>> Begin

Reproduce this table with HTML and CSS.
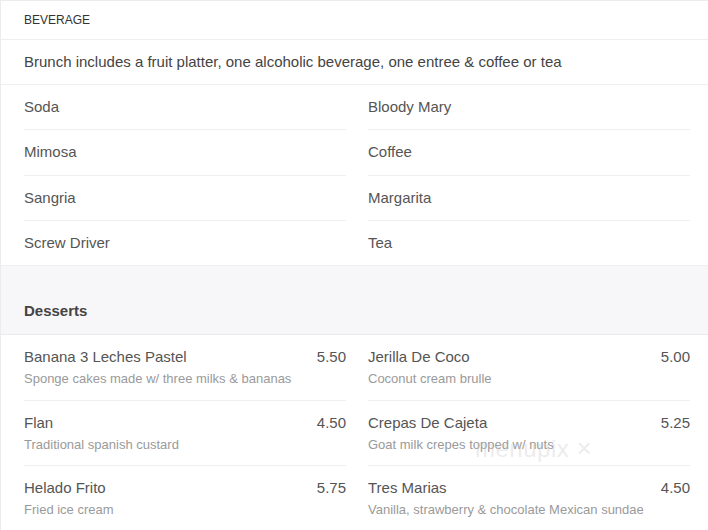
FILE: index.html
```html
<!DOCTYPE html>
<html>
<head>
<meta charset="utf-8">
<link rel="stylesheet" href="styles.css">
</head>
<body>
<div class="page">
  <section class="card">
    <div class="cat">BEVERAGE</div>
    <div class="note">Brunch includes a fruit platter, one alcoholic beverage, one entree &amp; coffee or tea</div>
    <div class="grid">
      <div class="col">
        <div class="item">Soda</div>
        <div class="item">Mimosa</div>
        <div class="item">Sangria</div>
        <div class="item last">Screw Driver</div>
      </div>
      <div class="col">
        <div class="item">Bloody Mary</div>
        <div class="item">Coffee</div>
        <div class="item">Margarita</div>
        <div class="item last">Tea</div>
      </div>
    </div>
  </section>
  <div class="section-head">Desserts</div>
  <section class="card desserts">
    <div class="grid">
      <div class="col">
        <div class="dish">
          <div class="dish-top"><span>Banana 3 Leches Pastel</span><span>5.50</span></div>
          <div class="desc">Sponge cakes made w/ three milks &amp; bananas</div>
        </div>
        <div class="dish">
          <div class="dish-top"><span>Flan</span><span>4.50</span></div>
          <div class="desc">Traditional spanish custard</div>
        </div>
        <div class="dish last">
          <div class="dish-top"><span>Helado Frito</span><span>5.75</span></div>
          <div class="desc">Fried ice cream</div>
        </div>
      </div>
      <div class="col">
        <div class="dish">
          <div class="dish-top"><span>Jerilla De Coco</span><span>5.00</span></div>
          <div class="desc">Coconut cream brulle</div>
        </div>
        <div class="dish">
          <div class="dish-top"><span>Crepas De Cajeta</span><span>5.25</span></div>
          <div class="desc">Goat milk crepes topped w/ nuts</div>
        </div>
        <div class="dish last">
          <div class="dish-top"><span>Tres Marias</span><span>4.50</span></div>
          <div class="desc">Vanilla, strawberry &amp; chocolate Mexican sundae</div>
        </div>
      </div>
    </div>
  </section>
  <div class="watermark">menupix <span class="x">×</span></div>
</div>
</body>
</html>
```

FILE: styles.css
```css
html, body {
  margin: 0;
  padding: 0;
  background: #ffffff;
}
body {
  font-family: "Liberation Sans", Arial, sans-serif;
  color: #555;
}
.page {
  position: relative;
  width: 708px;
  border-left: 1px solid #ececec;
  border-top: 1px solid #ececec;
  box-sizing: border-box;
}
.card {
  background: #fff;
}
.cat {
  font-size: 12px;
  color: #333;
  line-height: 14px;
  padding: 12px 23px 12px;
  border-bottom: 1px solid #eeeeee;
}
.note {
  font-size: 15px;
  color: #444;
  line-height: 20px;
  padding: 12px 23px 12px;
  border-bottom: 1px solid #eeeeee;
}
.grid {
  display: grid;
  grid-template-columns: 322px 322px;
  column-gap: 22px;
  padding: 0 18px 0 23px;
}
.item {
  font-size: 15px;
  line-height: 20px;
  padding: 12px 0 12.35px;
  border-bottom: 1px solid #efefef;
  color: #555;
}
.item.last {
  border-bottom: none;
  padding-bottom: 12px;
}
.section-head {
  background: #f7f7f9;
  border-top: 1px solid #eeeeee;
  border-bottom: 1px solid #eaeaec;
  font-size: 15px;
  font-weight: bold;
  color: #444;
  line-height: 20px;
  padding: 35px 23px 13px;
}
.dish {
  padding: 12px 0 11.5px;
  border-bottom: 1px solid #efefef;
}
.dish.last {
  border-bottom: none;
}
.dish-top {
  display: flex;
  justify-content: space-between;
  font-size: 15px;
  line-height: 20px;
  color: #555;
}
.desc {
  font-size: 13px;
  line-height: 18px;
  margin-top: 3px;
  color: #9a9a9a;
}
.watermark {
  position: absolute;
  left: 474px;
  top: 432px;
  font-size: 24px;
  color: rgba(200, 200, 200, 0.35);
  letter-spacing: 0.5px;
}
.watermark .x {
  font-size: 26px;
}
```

>> End

= SET PROBLEM =
Write the listing out a second time exactly, dropping all images.

= WRITTEN REPLY =
Reproduce this table with HTML and CSS.
FILE: index.html
```html
<!DOCTYPE html>
<html>
<head>
<meta charset="utf-8">
<link rel="stylesheet" href="styles.css">
</head>
<body>
<div class="page">
  <section class="card">
    <div class="cat">BEVERAGE</div>
    <div class="note">Brunch includes a fruit platter, one alcoholic beverage, one entree &amp; coffee or tea</div>
    <div class="grid">
      <div class="col">
        <div class="item">Soda</div>
        <div class="item">Mimosa</div>
        <div class="item">Sangria</div>
        <div class="item last">Screw Driver</div>
      </div>
      <div class="col">
        <div class="item">Bloody Mary</div>
        <div class="item">Coffee</div>
        <div class="item">Margarita</div>
        <div class="item last">Tea</div>
      </div>
    </div>
  </section>
  <div class="section-head">Desserts</div>
  <section class="card desserts">
    <div class="grid">
      <div class="col">
        <div class="dish">
          <div class="dish-top"><span>Banana 3 Leches Pastel</span><span>5.50</span></div>
          <div class="desc">Sponge cakes made w/ three milks &amp; bananas</div>
        </div>
        <div class="dish">
          <div class="dish-top"><span>Flan</span><span>4.50</span></div>
          <div class="desc">Traditional spanish custard</div>
        </div>
        <div class="dish last">
          <div class="dish-top"><span>Helado Frito</span><span>5.75</span></div>
          <div class="desc">Fried ice cream</div>
        </div>
      </div>
      <div class="col">
        <div class="dish">
          <div class="dish-top"><span>Jerilla De Coco</span><span>5.00</span></div>
          <div class="desc">Coconut cream brulle</div>
        </div>
        <div class="dish">
          <div class="dish-top"><span>Crepas De Cajeta</span><span>5.25</span></div>
          <div class="desc">Goat milk crepes topped w/ nuts</div>
        </div>
        <div class="dish last">
          <div class="dish-top"><span>Tres Marias</span><span>4.50</span></div>
          <div class="desc">Vanilla, strawberry &amp; chocolate Mexican sundae</div>
        </div>
      </div>
    </div>
  </section>
  <div class="watermark">menupix <span class="x">×</span></div>
</div>
</body>
</html>
```

FILE: styles.css
```css
html, body {
  margin: 0;
  padding: 0;
  background: #ffffff;
}
body {
  font-family: "Liberation Sans", Arial, sans-serif;
  color: #555;
}
.page {
  position: relative;
  width: 708px;
  border-left: 1px solid #ececec;
  border-top: 1px solid #ececec;
  box-sizing: border-box;
}
.card {
  background: #fff;
}
.cat {
  font-size: 12px;
  color: #333;
  line-height: 14px;
  padding: 12px 23px 12px;
  border-bottom: 1px solid #eeeeee;
}
.note {
  font-size: 15px;
  color: #444;
  line-height: 20px;
  padding: 12px 23px 12px;
  border-bottom: 1px solid #eeeeee;
}
.grid {
  display: grid;
  grid-template-columns: 322px 322px;
  column-gap: 22px;
  padding: 0 18px 0 23px;
}
.item {
  font-size: 15px;
  line-height: 20px;
  padding: 12px 0 12.35px;
  border-bottom: 1px solid #efefef;
  color: #555;
}
.item.last {
  border-bottom: none;
  padding-bottom: 12px;
}
.section-head {
  background: #f7f7f9;
  border-top: 1px solid #eeeeee;
  border-bottom: 1px solid #eaeaec;
  font-size: 15px;
  font-weight: bold;
  color: #444;
  line-height: 20px;
  padding: 35px 23px 13px;
}
.dish {
  padding: 12px 0 11.5px;
  border-bottom: 1px solid #efefef;
}
.dish.last {
  border-bottom: none;
}
.dish-top {
  display: flex;
  justify-content: space-between;
  font-size: 15px;
  line-height: 20px;
  color: #555;
}
.desc {
  font-size: 13px;
  line-height: 18px;
  margin-top: 3px;
  color: #9a9a9a;
}
.watermark {
  position: absolute;
  left: 474px;
  top: 432px;
  font-size: 24px;
  color: rgba(200, 200, 200, 0.35);
  letter-spacing: 0.5px;
}
.watermark .x {
  font-size: 26px;
}
```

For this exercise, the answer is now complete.